** Set exercise **
Lines holding the string "this" are the ones to copy; find them all in the data.

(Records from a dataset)
——

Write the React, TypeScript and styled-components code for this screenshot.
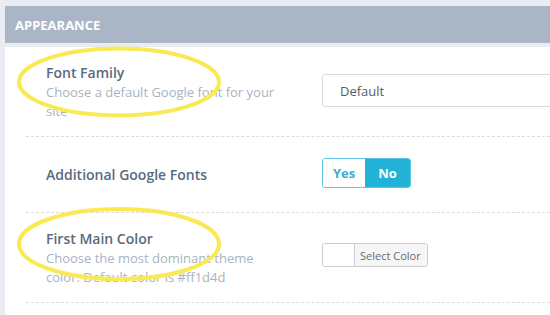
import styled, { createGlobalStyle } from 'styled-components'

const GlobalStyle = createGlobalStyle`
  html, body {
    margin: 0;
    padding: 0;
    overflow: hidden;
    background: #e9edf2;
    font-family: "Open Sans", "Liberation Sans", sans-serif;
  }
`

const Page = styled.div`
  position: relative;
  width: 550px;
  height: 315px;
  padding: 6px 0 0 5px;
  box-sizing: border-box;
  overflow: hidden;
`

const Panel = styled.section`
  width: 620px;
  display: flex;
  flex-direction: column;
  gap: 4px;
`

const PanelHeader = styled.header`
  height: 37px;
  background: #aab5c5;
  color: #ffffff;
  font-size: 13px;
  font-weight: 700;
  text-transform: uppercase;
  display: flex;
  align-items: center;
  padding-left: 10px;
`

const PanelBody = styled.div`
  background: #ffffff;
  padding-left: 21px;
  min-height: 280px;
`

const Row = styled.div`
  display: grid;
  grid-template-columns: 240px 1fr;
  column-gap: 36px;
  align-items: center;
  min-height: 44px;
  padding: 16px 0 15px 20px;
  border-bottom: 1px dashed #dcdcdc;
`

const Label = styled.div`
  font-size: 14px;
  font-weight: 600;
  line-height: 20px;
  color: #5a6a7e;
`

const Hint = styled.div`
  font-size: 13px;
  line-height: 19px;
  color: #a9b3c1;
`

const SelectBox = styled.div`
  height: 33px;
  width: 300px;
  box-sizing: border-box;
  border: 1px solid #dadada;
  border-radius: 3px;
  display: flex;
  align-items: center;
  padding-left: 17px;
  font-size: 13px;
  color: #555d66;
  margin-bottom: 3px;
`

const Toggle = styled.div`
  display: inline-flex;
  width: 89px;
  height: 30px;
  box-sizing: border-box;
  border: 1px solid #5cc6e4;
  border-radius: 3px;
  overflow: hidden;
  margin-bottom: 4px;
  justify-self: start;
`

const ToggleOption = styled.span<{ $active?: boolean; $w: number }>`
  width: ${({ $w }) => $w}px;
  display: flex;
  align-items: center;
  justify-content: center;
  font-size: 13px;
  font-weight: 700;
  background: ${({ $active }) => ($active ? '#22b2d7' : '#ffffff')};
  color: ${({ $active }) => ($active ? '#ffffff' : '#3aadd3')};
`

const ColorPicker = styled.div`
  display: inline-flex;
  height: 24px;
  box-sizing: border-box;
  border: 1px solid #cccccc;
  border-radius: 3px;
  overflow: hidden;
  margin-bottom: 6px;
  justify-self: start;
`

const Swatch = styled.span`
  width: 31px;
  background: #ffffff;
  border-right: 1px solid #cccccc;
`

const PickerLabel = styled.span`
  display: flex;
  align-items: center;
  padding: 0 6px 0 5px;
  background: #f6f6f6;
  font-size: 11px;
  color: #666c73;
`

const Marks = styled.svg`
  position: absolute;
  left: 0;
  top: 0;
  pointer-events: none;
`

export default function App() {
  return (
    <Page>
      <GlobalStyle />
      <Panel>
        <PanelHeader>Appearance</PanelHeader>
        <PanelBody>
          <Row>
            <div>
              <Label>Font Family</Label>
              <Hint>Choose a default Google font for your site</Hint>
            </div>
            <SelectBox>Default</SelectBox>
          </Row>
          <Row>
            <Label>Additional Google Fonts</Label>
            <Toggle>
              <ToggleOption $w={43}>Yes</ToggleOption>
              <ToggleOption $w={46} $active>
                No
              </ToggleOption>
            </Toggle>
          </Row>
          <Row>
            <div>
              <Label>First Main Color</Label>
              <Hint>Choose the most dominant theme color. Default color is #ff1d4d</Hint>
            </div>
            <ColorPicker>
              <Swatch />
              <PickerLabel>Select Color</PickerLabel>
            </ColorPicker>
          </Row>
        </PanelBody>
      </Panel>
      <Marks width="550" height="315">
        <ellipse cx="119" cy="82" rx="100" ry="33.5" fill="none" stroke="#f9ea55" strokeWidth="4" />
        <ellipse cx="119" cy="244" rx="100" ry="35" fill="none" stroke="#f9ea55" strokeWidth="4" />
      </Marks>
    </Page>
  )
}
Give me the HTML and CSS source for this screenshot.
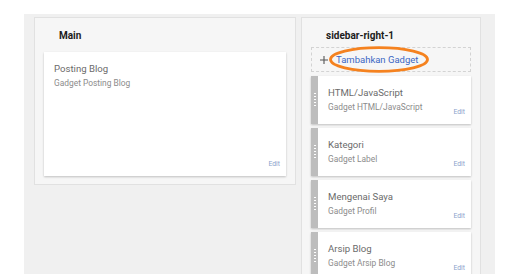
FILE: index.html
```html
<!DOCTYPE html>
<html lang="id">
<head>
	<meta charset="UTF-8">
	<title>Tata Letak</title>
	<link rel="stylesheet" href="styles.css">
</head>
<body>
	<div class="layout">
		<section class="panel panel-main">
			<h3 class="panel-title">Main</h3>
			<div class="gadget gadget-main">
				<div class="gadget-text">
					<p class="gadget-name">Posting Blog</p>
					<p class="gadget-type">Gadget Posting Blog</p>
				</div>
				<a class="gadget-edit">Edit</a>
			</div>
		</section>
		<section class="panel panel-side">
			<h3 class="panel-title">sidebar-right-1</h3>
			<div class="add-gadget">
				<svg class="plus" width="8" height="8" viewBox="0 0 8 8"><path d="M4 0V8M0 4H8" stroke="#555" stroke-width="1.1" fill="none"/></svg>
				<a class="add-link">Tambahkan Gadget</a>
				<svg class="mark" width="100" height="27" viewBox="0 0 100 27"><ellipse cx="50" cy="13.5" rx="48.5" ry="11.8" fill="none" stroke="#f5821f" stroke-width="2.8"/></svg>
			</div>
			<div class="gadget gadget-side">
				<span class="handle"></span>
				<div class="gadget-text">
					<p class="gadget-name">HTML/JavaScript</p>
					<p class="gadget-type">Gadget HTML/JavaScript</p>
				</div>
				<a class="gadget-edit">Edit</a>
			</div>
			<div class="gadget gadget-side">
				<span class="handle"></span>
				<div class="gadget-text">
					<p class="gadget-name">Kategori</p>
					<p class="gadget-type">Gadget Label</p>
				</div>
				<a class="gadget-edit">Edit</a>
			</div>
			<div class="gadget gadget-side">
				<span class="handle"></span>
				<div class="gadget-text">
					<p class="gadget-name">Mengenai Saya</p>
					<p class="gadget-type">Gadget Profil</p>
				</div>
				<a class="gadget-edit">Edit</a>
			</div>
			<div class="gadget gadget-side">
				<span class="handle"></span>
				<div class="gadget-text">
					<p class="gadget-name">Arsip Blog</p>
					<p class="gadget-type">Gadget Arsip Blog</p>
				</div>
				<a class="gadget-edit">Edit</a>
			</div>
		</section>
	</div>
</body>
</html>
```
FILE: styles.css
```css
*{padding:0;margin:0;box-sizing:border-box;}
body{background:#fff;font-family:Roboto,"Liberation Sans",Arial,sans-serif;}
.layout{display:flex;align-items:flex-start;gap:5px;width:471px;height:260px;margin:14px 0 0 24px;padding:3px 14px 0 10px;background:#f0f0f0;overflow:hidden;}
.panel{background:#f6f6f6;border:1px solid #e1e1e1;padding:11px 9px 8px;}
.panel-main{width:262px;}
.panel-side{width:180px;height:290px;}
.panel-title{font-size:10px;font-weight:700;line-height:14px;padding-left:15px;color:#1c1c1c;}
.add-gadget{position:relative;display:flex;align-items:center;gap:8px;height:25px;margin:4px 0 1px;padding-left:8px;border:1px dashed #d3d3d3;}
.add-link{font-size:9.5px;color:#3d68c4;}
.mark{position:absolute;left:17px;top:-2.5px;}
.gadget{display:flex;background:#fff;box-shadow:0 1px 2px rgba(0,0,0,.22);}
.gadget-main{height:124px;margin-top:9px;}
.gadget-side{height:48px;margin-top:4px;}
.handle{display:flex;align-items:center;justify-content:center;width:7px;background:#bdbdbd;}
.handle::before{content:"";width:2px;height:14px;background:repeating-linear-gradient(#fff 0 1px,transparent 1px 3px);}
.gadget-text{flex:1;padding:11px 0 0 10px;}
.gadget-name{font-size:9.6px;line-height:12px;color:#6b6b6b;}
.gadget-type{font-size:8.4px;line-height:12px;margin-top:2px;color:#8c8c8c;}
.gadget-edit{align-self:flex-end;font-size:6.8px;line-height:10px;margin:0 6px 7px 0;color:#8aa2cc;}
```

——

** Task result **
Write the React, TypeScript and styled-components code for this screenshot.
Give me the HTML and CSS source for this screenshot.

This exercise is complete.